Originally posted by: maximmoroz
Obviously, in real world the data needs to be copied closer to ALU units (host>global buffer>local buffer>register  this consumes processor ticks, the latency should be hidden also), part of ALU horsepower needs to be dedicated to some indexes calculation, cycles, conditions e t.c.
Thus while the Peak GFLOPS might be huge one should consider the real performance of the real kernel, taking into account that this specific kernel might accidently (or intentionally) be optimized for the specific hardware.
Again, this all makes sense, and the comparisons I'll be making will be based on the fact that the algorithm will be tuned for each architecture.
Originally posted by: maximmoroz
For eaxmple, I have a kernel which is able to perform multiconvolutions (each output image is a product of convolutions applied to a number of input images). First, I calculate all addition and multiplication operations it is required to do the convolution. I count not the operations I encounter in the kernel but the operations in the algorithm. Then I determine how much time it takes to run the kernel. Then I divide the 1st number by the 2nd. I got about 400450 GFLOPS, which is 16%18% of Peak GFLOPS for R6950 running at 900MHz.
What do you mean when you say you don't count the number of operations in the kernel but instead the number in the algorithm?
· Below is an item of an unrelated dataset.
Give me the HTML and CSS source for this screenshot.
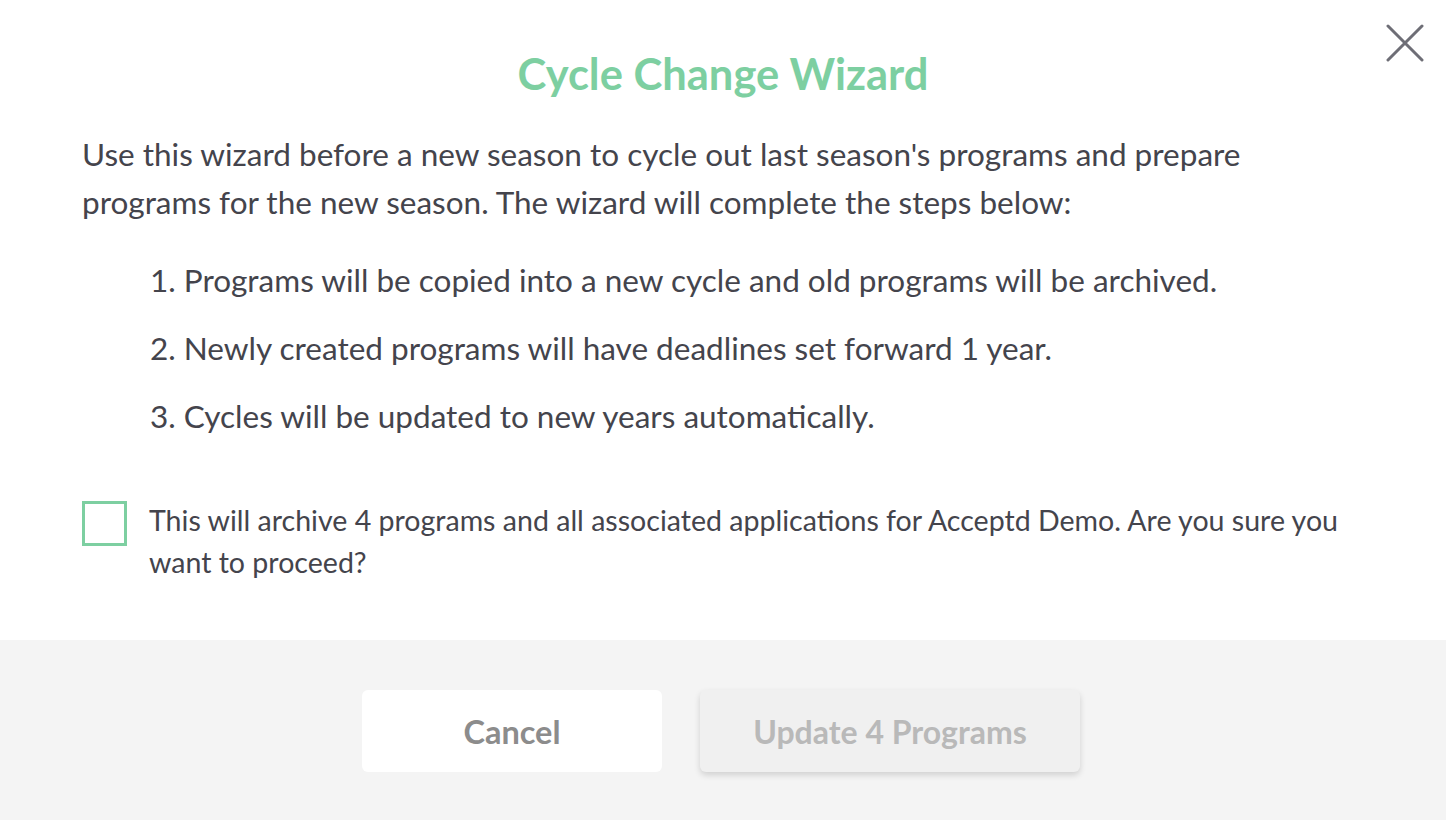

Do you mean counting both branches of branching code, or are you talking about something else?

How to measure GFLOPS?
maximmoroz Jun 17, 2011 1:38 AM (in response to notyou)Originally posted by: notyou
What do you mean when you say you don't count the number of operations in the kernel but instead the number in the algorithm? Do you mean counting both branches of branching code, or are you talking about something else?
I mean that I count the number of operations not looking into the kernel's source code. I might do it even before I start coding. I look at the algorithm and determine how much time I would need to press "operation" (+,,*,/) buttons in simple calculator I would use to apply/traverse the whole algorithm by myself.

How to measure GFLOPS?
notyou Jun 20, 2011 1:05 AM (in response to maximmoroz)Originally posted by: maximmoroz
I mean that I count the number of operations not looking into the kernel's source code. I might do it even before I start coding. I look at the algorithm and determine how much time I would need to press "operation" (+,,*,/) buttons in simple calculator I would use to apply/traverse the whole algorithm by myself.
That makes sense and is what I expected. One thing I'm still left wondering though, is that, in some applications, I see GFLOPS being measured and outputted during program execution. How is this being calculated (since, as you say, peak and average GFLOPS are basically determined by the algorithm and hardware)? Are they just calculating execution time and mapping that to a particular value of GFLOPS (as a ratio to average/peak GFLOPS)? Or is there some other magic going on?
Sorry for being such a pain. And thanks for your help.
Matt

How to measure GFLOPS?
rick.weber Jun 20, 2011 2:08 AM (in response to notyou)There's no magic. In DGEMM for example, the number of FLOPs needed to compute the answer is 2 * m * n * k, where m, n, and k are the matrix dimensions. So, the execution rate is just (2 * m * n * k) / time.

How to measure GFLOPS?
maximmoroz Jun 20, 2011 3:47 AM (in response to notyou)Originally posted by: notyou One thing I'm still left wondering though, is that, in some applications, I see GFLOPS being measured and outputted during program execution. How is this being calculated (since, as you say, peak and average GFLOPS are basically determined by the algorithm and hardware)? Are they just calculating execution time and mapping that to a particular value of GFLOPS (as a ratio to average/peak GFLOPS)? Or is there some other magic going on?
I guess they do it in a most natural way. The program knows how much operations (from the algorithm) it perfromed during specific task. It knows the time it took to run this task. Then the program does single flop  divide the first number by the second one :)

How to measure GFLOPS?
rick.weber Jun 20, 2011 5:03 AM (in response to maximmoroz)For some tasks, you can't really measure the performance without changing it significantly. Some applications have datadependent performance in that based on what the values in the input are, they have to do more or less computation. Measuring throughput in this case is quite a bit nastier as you need to keep a counter of how many blahs you evaluate in the kernel and divide that by time. You then have to rerun on the same dataset without the counting code to make sure it doesn't add significant overhead (e.g. because it's in an inner loop or something).